### Brief
Locate the word "component" in the entries below, then gather every line that holds it.

* start Given data *

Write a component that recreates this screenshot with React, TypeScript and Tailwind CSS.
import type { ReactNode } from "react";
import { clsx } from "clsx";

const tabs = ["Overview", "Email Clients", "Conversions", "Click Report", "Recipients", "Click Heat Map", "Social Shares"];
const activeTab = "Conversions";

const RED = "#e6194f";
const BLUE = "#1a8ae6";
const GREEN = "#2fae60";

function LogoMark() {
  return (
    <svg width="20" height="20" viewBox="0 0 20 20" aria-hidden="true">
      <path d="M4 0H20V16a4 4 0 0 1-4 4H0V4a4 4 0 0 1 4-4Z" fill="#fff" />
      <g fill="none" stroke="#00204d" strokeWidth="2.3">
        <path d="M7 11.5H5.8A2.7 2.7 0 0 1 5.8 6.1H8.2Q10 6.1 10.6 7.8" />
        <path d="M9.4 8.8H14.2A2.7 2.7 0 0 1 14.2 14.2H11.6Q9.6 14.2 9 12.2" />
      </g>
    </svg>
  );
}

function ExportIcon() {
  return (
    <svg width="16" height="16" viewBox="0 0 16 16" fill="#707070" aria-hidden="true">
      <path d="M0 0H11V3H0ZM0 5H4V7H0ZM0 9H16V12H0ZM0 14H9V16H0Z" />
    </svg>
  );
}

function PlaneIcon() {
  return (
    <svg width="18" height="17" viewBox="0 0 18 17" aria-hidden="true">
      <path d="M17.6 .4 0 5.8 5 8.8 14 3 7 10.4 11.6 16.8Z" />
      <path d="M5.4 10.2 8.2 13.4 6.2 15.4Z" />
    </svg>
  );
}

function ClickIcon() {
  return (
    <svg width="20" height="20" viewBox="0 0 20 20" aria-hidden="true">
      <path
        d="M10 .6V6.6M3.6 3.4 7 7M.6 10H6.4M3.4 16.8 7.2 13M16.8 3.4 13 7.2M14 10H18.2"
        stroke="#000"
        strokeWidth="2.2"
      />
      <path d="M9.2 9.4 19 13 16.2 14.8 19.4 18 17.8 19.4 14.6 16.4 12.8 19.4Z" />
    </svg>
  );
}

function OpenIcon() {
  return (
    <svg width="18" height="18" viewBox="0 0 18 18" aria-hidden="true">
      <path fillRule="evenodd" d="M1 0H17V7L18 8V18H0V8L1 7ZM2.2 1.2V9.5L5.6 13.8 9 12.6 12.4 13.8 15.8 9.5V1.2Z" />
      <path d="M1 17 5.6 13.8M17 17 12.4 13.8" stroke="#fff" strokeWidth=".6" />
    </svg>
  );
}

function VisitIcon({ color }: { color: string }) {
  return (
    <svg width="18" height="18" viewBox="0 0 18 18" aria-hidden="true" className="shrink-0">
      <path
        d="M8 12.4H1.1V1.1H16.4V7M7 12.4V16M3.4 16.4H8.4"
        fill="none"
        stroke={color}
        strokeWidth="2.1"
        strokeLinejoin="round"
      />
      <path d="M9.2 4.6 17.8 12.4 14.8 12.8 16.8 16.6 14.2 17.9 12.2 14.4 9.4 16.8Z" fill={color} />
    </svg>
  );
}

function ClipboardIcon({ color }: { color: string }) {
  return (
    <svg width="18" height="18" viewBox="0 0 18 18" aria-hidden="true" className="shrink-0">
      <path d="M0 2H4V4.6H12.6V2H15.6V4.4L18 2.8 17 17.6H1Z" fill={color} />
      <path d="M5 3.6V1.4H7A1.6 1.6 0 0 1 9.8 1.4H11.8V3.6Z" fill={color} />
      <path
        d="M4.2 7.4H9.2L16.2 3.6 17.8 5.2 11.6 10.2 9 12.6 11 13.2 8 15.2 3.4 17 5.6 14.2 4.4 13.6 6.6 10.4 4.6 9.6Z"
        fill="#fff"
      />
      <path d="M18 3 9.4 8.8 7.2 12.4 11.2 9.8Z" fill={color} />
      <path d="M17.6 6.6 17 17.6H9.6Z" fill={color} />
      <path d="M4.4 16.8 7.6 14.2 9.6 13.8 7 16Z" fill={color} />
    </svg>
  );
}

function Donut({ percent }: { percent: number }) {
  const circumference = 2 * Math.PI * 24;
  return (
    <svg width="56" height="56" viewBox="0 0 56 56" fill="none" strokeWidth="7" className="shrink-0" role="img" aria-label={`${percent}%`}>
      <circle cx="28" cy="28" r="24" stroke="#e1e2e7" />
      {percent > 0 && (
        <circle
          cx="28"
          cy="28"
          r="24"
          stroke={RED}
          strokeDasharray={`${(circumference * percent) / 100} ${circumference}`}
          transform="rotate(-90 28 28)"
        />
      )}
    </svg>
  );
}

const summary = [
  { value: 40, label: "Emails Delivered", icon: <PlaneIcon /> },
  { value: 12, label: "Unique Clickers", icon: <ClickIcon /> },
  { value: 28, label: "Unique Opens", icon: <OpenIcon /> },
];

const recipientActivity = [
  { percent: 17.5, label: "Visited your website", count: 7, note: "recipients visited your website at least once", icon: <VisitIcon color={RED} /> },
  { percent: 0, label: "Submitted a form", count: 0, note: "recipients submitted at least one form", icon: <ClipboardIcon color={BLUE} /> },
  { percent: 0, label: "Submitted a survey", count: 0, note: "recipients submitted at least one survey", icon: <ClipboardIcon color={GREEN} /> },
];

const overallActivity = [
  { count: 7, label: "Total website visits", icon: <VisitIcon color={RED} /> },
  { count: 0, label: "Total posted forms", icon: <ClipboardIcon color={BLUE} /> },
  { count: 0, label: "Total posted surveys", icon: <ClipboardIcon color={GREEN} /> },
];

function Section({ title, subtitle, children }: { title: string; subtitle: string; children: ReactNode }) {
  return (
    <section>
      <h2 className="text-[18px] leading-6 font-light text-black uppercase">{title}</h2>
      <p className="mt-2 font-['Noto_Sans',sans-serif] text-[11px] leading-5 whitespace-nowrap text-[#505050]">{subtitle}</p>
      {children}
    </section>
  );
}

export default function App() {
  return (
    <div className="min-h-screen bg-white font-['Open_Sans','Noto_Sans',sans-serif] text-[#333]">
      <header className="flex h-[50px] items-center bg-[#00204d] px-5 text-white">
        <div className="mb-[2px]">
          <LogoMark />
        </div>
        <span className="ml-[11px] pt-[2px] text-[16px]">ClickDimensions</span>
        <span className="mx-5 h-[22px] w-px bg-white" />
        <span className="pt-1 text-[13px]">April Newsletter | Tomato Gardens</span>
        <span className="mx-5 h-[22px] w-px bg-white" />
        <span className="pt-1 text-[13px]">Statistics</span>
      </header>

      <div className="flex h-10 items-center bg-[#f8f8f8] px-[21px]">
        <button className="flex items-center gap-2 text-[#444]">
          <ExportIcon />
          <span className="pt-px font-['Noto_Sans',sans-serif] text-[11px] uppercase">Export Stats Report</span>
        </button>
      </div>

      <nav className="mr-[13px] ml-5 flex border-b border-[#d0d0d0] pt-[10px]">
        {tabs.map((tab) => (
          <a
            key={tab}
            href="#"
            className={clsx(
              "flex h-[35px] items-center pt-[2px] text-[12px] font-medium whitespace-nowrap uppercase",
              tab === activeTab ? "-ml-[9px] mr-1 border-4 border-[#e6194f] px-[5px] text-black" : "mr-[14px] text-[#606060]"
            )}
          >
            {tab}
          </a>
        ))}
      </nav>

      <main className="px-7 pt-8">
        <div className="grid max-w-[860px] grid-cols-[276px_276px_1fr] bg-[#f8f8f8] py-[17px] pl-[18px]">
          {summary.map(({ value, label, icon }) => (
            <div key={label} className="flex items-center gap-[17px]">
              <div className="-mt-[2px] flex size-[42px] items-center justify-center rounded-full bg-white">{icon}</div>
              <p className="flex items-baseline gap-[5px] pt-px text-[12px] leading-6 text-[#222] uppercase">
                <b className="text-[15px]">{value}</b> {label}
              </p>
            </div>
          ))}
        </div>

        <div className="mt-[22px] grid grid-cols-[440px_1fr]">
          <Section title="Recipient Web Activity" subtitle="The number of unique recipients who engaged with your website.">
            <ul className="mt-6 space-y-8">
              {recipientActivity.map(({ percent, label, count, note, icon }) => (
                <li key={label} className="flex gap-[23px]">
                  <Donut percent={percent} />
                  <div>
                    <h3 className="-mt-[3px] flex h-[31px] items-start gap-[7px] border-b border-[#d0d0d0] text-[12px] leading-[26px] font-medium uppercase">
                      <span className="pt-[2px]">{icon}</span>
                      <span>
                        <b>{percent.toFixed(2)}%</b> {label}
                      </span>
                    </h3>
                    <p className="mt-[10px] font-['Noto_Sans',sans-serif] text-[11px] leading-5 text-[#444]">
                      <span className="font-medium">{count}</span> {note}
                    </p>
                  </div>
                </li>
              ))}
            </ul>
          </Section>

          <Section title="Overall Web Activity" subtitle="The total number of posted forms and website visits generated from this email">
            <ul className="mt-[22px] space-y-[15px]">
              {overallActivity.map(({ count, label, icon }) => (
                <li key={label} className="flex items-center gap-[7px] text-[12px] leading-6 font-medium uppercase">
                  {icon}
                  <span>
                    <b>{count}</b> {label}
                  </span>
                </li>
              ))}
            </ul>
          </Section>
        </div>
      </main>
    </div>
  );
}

* end Given data *
* start Given data *

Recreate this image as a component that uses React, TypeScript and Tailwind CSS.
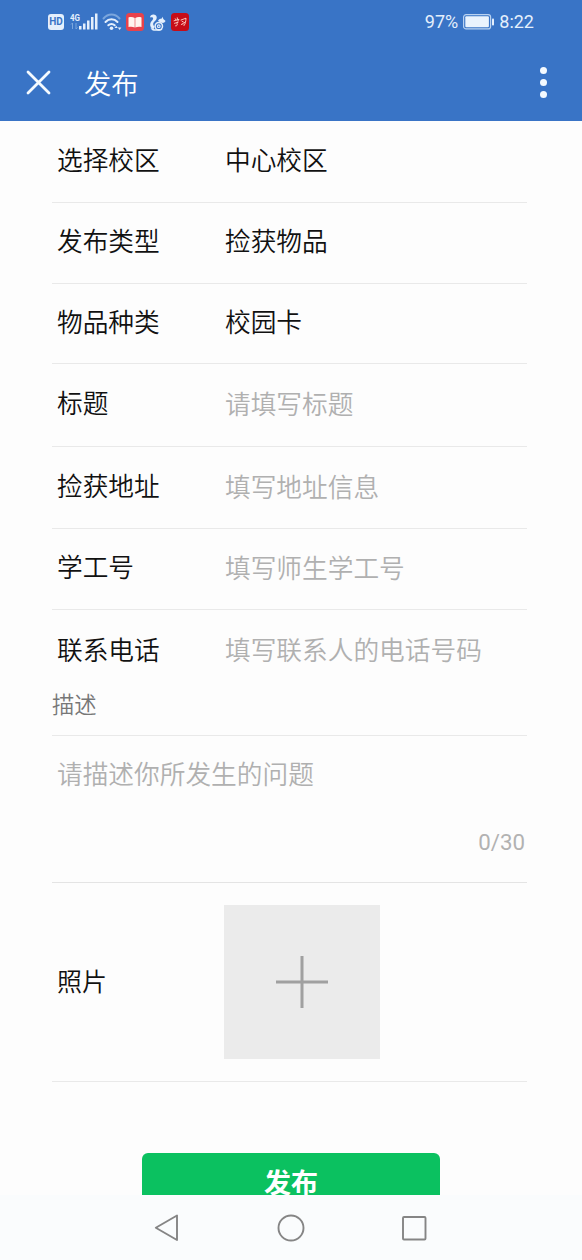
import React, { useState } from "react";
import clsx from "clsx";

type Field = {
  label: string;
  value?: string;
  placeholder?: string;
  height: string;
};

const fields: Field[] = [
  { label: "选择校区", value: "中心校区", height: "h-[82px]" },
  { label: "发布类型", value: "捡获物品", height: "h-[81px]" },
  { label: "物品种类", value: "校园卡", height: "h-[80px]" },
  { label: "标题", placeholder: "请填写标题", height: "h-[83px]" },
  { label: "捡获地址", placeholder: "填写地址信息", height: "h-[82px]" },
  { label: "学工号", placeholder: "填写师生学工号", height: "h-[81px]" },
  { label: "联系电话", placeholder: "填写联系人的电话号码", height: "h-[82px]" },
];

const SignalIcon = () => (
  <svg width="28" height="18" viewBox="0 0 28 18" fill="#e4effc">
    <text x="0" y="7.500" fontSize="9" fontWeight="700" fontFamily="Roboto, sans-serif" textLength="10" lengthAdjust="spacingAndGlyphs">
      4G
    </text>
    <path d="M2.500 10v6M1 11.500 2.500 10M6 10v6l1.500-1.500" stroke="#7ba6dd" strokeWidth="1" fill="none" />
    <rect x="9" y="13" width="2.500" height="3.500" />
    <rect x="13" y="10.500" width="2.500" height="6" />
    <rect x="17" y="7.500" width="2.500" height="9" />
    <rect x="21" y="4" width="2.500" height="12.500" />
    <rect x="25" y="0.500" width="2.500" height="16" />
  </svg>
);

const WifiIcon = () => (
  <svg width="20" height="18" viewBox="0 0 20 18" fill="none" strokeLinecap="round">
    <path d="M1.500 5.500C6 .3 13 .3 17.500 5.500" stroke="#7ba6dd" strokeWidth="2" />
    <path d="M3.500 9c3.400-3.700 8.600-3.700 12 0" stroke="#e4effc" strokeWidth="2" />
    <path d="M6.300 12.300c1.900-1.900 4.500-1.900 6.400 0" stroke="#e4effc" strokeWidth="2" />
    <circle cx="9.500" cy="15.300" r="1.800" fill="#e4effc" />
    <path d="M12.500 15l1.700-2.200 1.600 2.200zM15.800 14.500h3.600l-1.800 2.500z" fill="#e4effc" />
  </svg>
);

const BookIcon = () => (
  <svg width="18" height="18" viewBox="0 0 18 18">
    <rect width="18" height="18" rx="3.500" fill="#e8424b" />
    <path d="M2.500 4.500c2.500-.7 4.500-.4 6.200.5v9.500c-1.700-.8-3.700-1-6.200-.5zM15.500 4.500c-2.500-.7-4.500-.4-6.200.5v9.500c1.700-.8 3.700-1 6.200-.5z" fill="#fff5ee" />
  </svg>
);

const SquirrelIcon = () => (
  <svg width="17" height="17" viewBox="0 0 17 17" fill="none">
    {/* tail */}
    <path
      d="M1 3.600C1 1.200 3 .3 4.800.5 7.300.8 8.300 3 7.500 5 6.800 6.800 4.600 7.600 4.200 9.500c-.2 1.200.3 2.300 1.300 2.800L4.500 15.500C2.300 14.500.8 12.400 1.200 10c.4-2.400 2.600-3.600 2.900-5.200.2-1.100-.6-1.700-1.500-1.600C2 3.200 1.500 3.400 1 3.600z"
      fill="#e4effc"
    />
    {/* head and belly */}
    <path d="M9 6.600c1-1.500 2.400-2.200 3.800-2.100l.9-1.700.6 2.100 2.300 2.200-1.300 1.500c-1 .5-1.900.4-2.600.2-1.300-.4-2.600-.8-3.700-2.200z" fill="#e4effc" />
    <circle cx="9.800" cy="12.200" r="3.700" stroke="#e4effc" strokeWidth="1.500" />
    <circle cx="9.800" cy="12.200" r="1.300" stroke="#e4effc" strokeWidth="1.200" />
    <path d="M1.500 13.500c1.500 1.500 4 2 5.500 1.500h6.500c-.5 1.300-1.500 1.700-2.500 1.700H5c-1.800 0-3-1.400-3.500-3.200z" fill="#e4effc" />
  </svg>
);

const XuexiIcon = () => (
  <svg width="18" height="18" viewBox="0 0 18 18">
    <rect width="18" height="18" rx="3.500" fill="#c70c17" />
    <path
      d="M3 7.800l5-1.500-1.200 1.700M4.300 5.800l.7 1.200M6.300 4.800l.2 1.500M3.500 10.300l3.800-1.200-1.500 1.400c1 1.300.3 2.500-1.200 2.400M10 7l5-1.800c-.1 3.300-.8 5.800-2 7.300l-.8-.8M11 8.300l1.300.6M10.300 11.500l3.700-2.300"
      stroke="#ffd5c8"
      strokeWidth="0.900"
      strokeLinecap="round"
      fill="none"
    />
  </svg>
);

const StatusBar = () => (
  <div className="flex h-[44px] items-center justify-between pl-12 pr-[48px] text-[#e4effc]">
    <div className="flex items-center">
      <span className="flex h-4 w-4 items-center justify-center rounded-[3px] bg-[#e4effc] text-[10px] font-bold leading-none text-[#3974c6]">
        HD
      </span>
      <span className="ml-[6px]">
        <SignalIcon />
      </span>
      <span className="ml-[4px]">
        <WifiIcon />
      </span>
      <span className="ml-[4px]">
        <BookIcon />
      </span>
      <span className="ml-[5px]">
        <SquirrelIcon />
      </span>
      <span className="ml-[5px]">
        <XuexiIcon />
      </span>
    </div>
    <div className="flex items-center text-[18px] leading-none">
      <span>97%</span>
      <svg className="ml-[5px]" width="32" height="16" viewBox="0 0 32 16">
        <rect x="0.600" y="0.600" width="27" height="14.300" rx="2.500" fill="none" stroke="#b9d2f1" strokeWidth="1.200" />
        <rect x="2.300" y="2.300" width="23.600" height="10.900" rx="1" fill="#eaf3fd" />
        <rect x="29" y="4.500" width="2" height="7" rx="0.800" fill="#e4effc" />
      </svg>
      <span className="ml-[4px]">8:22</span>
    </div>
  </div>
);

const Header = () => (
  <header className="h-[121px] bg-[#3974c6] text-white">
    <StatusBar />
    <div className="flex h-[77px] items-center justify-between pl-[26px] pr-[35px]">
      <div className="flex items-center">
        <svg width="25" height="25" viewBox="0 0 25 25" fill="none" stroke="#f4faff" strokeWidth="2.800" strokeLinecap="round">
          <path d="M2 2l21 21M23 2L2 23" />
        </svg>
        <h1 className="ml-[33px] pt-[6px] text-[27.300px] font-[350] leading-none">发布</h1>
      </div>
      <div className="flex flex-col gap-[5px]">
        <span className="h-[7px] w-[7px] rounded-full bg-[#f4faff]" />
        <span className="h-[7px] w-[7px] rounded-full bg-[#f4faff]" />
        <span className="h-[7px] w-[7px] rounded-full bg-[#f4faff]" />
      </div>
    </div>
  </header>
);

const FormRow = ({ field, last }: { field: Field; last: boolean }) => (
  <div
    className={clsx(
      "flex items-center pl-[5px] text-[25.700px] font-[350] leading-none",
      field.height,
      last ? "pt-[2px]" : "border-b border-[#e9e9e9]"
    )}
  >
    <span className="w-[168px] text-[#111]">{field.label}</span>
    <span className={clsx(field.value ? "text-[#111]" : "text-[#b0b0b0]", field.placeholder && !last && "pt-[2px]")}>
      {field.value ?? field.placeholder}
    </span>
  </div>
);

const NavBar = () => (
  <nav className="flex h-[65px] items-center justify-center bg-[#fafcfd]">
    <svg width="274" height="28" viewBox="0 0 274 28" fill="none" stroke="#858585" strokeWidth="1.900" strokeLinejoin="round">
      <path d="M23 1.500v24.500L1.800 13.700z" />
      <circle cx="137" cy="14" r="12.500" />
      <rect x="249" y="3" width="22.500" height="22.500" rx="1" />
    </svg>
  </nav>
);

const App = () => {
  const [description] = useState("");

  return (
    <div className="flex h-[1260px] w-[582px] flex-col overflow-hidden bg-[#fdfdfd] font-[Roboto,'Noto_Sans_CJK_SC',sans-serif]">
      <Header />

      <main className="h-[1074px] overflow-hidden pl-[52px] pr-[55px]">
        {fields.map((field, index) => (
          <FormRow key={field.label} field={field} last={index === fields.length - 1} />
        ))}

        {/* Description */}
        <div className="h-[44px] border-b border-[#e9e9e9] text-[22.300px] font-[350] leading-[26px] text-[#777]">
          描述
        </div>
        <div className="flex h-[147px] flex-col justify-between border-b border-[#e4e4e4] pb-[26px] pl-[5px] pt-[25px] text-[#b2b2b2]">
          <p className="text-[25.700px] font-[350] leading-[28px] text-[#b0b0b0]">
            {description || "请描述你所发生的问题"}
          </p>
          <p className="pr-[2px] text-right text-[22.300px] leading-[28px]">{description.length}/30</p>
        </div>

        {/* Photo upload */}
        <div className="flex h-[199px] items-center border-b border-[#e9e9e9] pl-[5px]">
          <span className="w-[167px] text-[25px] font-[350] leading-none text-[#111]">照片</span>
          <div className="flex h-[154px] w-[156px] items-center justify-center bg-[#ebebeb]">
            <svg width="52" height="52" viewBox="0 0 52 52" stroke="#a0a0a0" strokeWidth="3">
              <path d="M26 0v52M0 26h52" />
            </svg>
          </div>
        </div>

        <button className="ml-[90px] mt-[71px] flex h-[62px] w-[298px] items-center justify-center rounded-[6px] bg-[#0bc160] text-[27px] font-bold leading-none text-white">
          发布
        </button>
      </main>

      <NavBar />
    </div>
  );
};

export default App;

* end Given data *

### Answer to this exercise
Write a component that recreates this screenshot with React, TypeScript and Tailwind CSS.
Recreate this image as a component that uses React, TypeScript and Tailwind CSS.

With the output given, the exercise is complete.